In some instances, a privilege call affects only part of the document and redactions are needed, while in other instances, the entire document is excluded from the production. In-house counsel may serve multiple roles, including a business role, which may render a communication not privileged.
For the above reasons, employing TAR to identify privileged information presents several risks and the cost savings associated with fewer hours spent combing through documents may not justify these risks. Utilizing TAR to filter out documents that are clearly irrelevant, combined with human review for privilege, will likely yield the best results.

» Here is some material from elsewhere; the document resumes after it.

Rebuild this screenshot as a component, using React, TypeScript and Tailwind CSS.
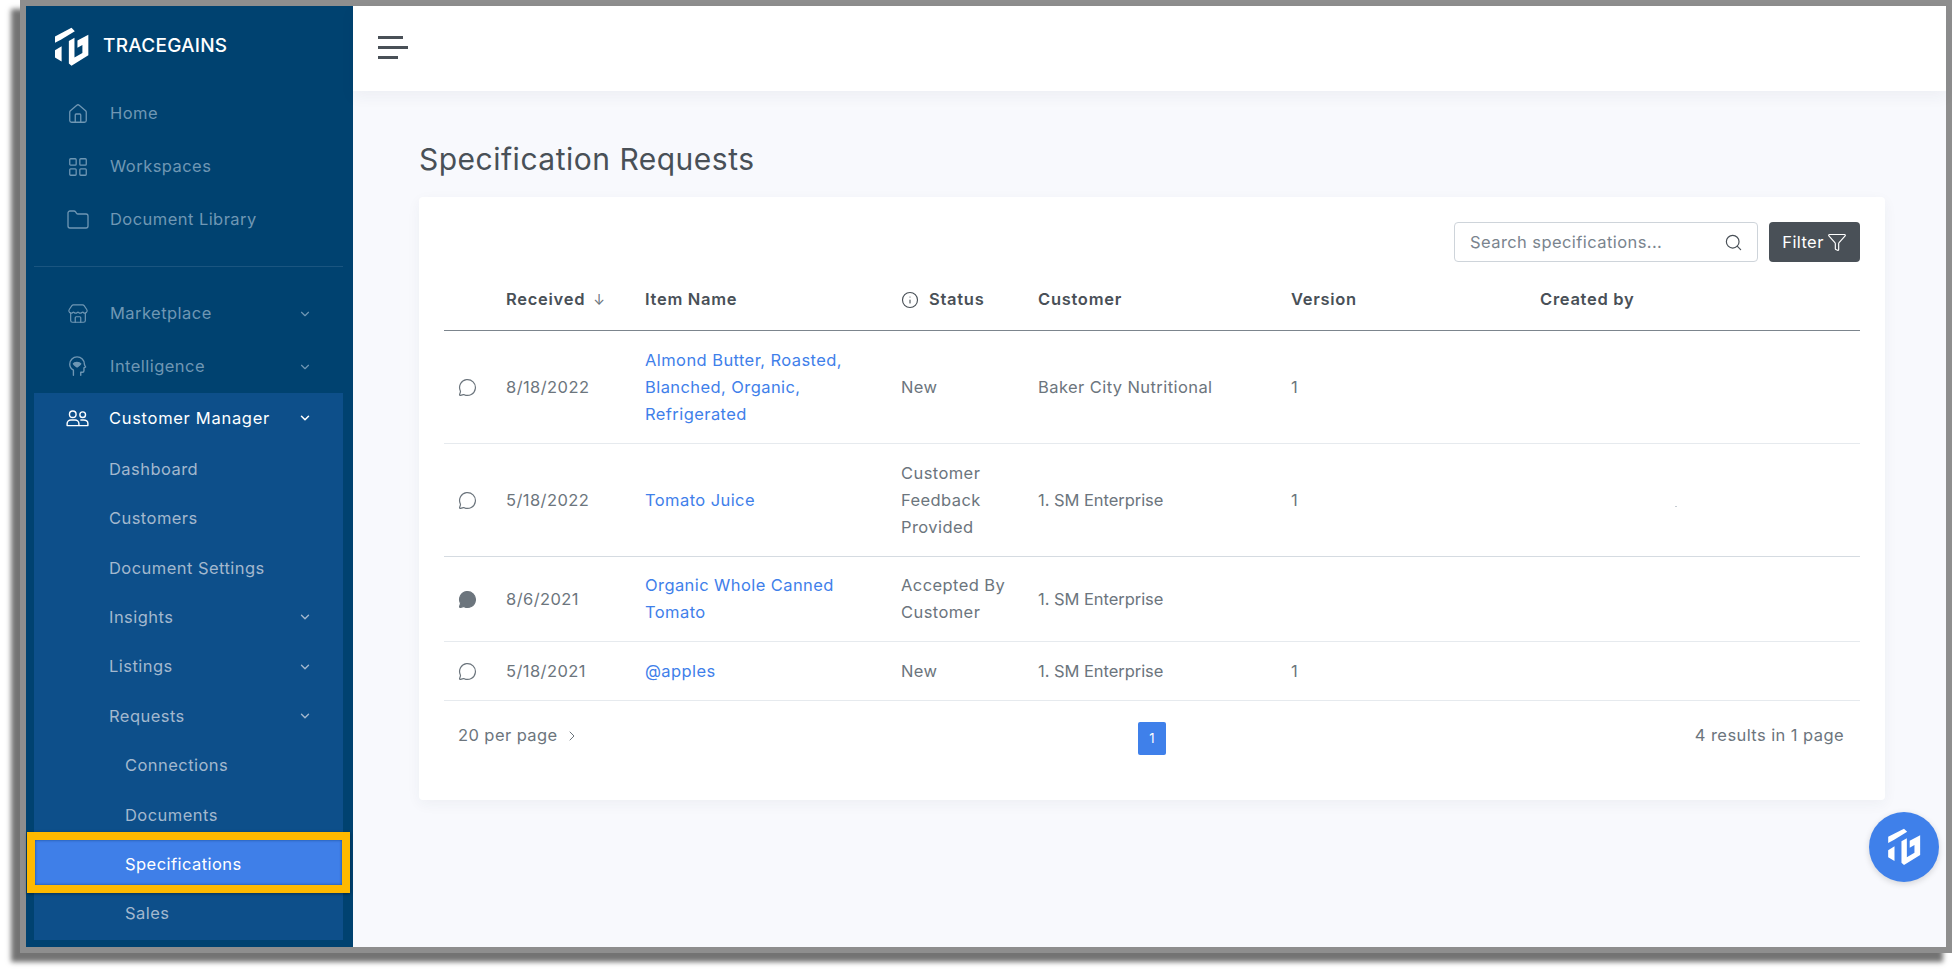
import React from "react";
import { House, LayoutGrid, Folder, Store, ChevronDown, ChevronRight, MessageCircle, Search, Funnel, Info } from "lucide-react";

const FONT = "font-['Inter','Noto_Sans',sans-serif]";

function Logo({ className }: { className: string }) {
  return (
    <svg viewBox="160 80 106 120" className={className} fill="currentColor">
      <path d="M163 108 L213 82 L223 92 L182 117 L163 127 Z" />
      <path d="M163 150 L183 138 V184 L163 172 Z" />
      <path d="M205 122 L222 112 V172 L246 158 V134 L231 142 V120 L264 103 V165 L213 197 L205 190 Z" />
    </svg>
  );
}

function HeadIcon() {
  return (
    <svg viewBox="0 0 24 24" className="w-[22px] h-[24px]" fill="none" stroke="currentColor" strokeWidth="1.5" strokeLinecap="round" strokeLinejoin="round">
      <path d="M7 21v-5.500C4.500 14 3 11.500 3 9a8 8 0 0 1 16 0c0 1 .4 1.600 1.300 3l-1.800 1v3c0 1-.8 1.700-1.700 1.700H15V21" />
      <path d="M7 8.500c1-2 6.500-2 8 0-.6 1.400-2.600 2.500-4 3.500-1.400-1-3.400-2-4-3.500Z" fill="currentColor" />
    </svg>
  );
}

function PeopleIcon() {
  return (
    <svg viewBox="0 0 24 18" className="w-[23px] h-[17px]" fill="none" stroke="currentColor" strokeWidth="1.5" strokeLinejoin="round">
      <circle cx="7" cy="4.500" r="3.500" />
      <circle cx="17.500" cy="5" r="3" />
      <path d="M1 16.500v-2c0-2.500 2-4 4-4h4.500c2 0 4 1.500 4 4v2Z" />
      <path d="M15 10.500h3.500c2.500 0 4.500 1.500 4.500 3.500v2.500h-9.500" />
    </svg>
  );
}

const mainNav = [
  { label: "Home", icon: <House className="w-[22px] h-[22px]" strokeWidth={1.4} /> },
  { label: "Workspaces", icon: <LayoutGrid className="w-[22px] h-[22px]" strokeWidth={1.4} /> },
  { label: "Document Library", icon: <Folder className="w-[24px] h-[24px]" strokeWidth={1.3} /> },
];

const NAV_TEXT = "text-[16.5px] tracking-[0.45px]";

function NavRow({ label, icon, chevron }: { label: string; icon: React.ReactNode; chevron?: boolean }) {
  return (
    <div className={`h-[53px] flex items-center text-[#6f97b4] ${NAV_TEXT}`}>
      <div className="w-[84px] pl-[26px] flex justify-center shrink-0">
        <span className="-translate-x-[3px]">{icon}</span>
      </div>
      <span className="flex-1 whitespace-nowrap">{label}</span>
      {chevron && <ChevronDown className="w-[14px] h-[14px] mr-[41px]" strokeWidth={2} />}
    </div>
  );
}

function SubRow({ label, chevron, inset }: { label: string; chevron?: boolean; inset?: boolean }) {
  return (
    <div className={`h-[49.4px] flex items-center text-[#a3b8ce] ${NAV_TEXT} ${inset ? "pl-[91px]" : "pl-[75px]"}`}>
      <span className="flex-1">{label}</span>
      {chevron && <ChevronDown className="w-[14px] h-[14px] mr-[31px]" strokeWidth={2.4} />}
    </div>
  );
}

const rows = [
  { h: "h-[113px]", filled: false, date: "8/18/2022", item: ["Almond Butter, Roasted,", "Blanched, Organic,", "Refrigerated"], status: ["New"], cust: "Baker City Nutritional", custClass: "", ver: "1", border: "border-[#e6eaee]", speck: false },
  { h: "h-[113px]", filled: false, date: "5/18/2022", item: ["Tomato Juice"], status: ["Customer", "Feedback", "Provided"], cust: "1. SM Enterprise", custClass: "tracking-[-0.05px]", ver: "1", border: "border-[#d5dbe1]", speck: true },
  { h: "h-[85px]", filled: true, date: "8/6/2021", item: ["Organic Whole Canned", "Tomato"], status: ["Accepted By", "Customer"], cust: "1. SM Enterprise", custClass: "tracking-[-0.05px]", ver: "", border: "border-[#e6eaee]", speck: false },
  { h: "h-[59px]", filled: false, date: "5/18/2021", item: ["@apples"], status: ["New"], cust: "1. SM Enterprise", custClass: "tracking-[-0.05px]", ver: "1", border: "border-[#e6eaee]", speck: false },
];

const GRID = "grid grid-cols-[62px_139px_256px_137px_253px_249px_318px] items-center";
const BODY_TEXT = "text-[16.5px] tracking-[0.42px]";

export default function App() {
  return (
    <div className={`w-[1952px] h-[973px] bg-white overflow-hidden ${FONT}`}>
      <div className="relative ml-[20px] w-[1932px] h-[953px] border-[6px] border-[#8e8e8e] flex bg-[#f8f9fd] shadow-[-9px_9px_5px_rgba(0,0,0,0.55)]">
        <aside className="w-[327px] shrink-0 bg-[#004270] flex flex-col">
          <div className="h-[81px] flex items-center pl-[28px] text-white">
            <Logo className="w-[35px] h-[40px]" />
            <span className="ml-[14px] text-[19px] font-medium tracking-[0.25px]">TRACEGAINS</span>
          </div>
          {mainNav.map((n) => (
            <NavRow key={n.label} label={n.label} icon={n.icon} />
          ))}
          <div className="ml-[8px] mr-[10px] mt-[20px] mb-[20px] h-px bg-[#1a5580]" />
          <NavRow label="Marketplace" icon={<Store className="w-[24px] h-[22px]" strokeWidth={1.3} />} chevron />
          <NavRow label="Intelligence" icon={<HeadIcon />} chevron />
          <div className="ml-[8px] mr-[10px] flex-1 mb-[7px] bg-[#0d4f8a]">
            <div className="h-[51.5px] flex items-center text-white text-[16.5px] tracking-[0.7px] pb-[1px]">
              <div className="w-[75px] pl-[32px] shrink-0"><PeopleIcon /></div>
              <span className="flex-1">Customer Manager</span>
              <ChevronDown className="w-[14px] h-[14px] mr-[31px]" strokeWidth={2.6} />
            </div>
            <SubRow label="Dashboard" />
            <SubRow label="Customers" />
            <SubRow label="Document Settings" />
            <SubRow label="Insights" chevron />
            <SubRow label="Listings" chevron />
            <SubRow label="Requests" chevron />
            <SubRow label="Connections" inset />
            <SubRow label="Documents" inset />
            <div className="relative h-[49.4px] flex items-center">
              <div className="absolute left-[-7px] right-[-7px] top-[-7.5px] h-[61px] border-[8px] border-[#ffb900] bg-[#3f7fe8] shadow-[0_1px_3px_rgba(0,0,0,0.4),inset_0_0_3px_rgba(0,40,90,0.6)]" />
              <span className={`relative pl-[91px] text-white ${NAV_TEXT}`}>Specifications</span>
            </div>
            <SubRow label="Sales" inset />
          </div>
        </aside>

        <div className="flex-1 flex flex-col min-w-0">
          <header className="h-[85px] shrink-0 bg-white flex items-center pl-[25px] shadow-[0_6px_14px_rgba(40,50,70,0.05)]">
            <div className="flex flex-col gap-[7.5px] -mt-[2px]">
              <div className="w-[25px] h-[2.5px] bg-[#495057]" />
              <div className="w-[30px] h-[2.5px] bg-[#495057]" />
              <div className="w-[20px] h-[2.5px] bg-[#495057]" />
            </div>
          </header>

          <main className="flex-1 pl-[66px] pr-[61px] pt-[49px]">
            <h1 className="text-[30px] leading-[38px] text-[#495057] font-normal tracking-[0.5px]">Specification Requests</h1>
            <section className="mt-[19px] h-[603px] bg-white rounded-[4px] shadow-[0_4px_14px_rgba(40,50,70,0.05)] px-[25px] pt-[25px]">
              <div className="flex justify-end gap-[11px]">
                <div className={`w-[304px] h-[40px] rounded-[4px] border border-[#ced4da] flex items-center pl-[15px] pr-[14px] ${BODY_TEXT} text-[#7a848e]`}>
                  <span className="flex-1">Search specifications...</span>
                  <Search className="w-[19px] h-[19px] text-[#495057]" strokeWidth={1.5} />
                </div>
                <button className={`w-[91px] h-[40px] rounded-[4px] bg-[#495057] text-white ${BODY_TEXT} flex items-center justify-center gap-[3px]`}>
                  Filter
                  <Funnel className="w-[20px] h-[20px]" strokeWidth={1.4} />
                </button>
              </div>

              <div className={`${GRID} h-[69px] pt-[7px] border-b border-[#7c858d] text-[16.5px] tracking-[0.72px] font-semibold text-[#495057]`}>
                <span />
                <span className="flex items-center gap-[8px]">Received <span className="font-normal text-[#6c757d] text-[14px]">↓</span></span>
                <span>Item Name</span>
                <span className="flex items-center gap-[10px]">
                  <Info className="w-[18px] h-[18px]" strokeWidth={1.5} />
                  Status
                </span>
                <span>Customer</span>
                <span>Version</span>
                <span>Created by</span>
              </div>

              {rows.map((r) => (
                <div key={r.date} className={`${GRID} ${r.h} border-b ${r.border} ${BODY_TEXT} leading-[27px] text-[#6c757d]`}>
                  <span className="pl-[14px]">
                    <MessageCircle className={`w-[19px] h-[19px] ${r.filled ? "fill-[#6c757d]" : ""}`} strokeWidth={1.5} />
                  </span>
                  <span>{r.date}</span>
                  <span className="text-[#3f80ea] whitespace-nowrap">
                    {r.item.map((l) => <div key={l}>{l}</div>)}
                  </span>
                  <span className="whitespace-nowrap">
                    {r.status.map((l) => <div key={l}>{l}</div>)}
                  </span>
                  <span className={r.custClass}>{r.cust}</span>
                  <span>{r.ver}</span>
                  <span>{r.speck && <div className="w-[2px] h-[1px] ml-[135px] mt-[12px] bg-[#c5ccd3]" />}</span>
                </div>
              ))}

              <div className={`relative flex items-start justify-between pt-[20px] pl-[14px] pr-[16px] ${BODY_TEXT} leading-[27px] text-[#6c757d]`}>
                <span className="flex items-center gap-[6px] mt-[1px]">20 per page <ChevronRight className="w-[16px] h-[16px]" strokeWidth={1.5} /></span>
                <span className="absolute left-[694px] top-[21px] w-[28px] h-[33px] rounded-[2px] bg-[#3f80ea] text-white text-[13px] flex items-center justify-center">1</span>
                <span className="mt-[1px]">4 results in 1 page</span>
              </div>
            </section>
          </main>
        </div>

        <div className="absolute left-[1843px] top-[806px] w-[70px] h-[70px] rounded-full bg-[#3f80ea] text-white flex items-center justify-center shadow-[0_2px_6px_rgba(0,0,0,0.15)]">
          <Logo className="w-[34px] h-[38px]" />
        </div>
      </div>
    </div>
  );
}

While it can seem frightening at first to put your faith in the hands of a computer program, the biggest takeaway from TAR is that when done correctly, attorneys are always going to be involved in the review and sampling processes, from the formative stages of a case to preparation of the final production. There is no blind reliance on a computer to do an attorney’s work. Instead, TAR cuts through the chaff to get to the wheat, eliminating the need to sift through a myriad of extraneous documents. The most important documents are then put in place for attorneys to review for early case assessment and/or litigation assistance. TAR is not meant to replace standard review processes and protocols, but instead to help streamline those processes so that review can be more targeted, fruitful and efficient.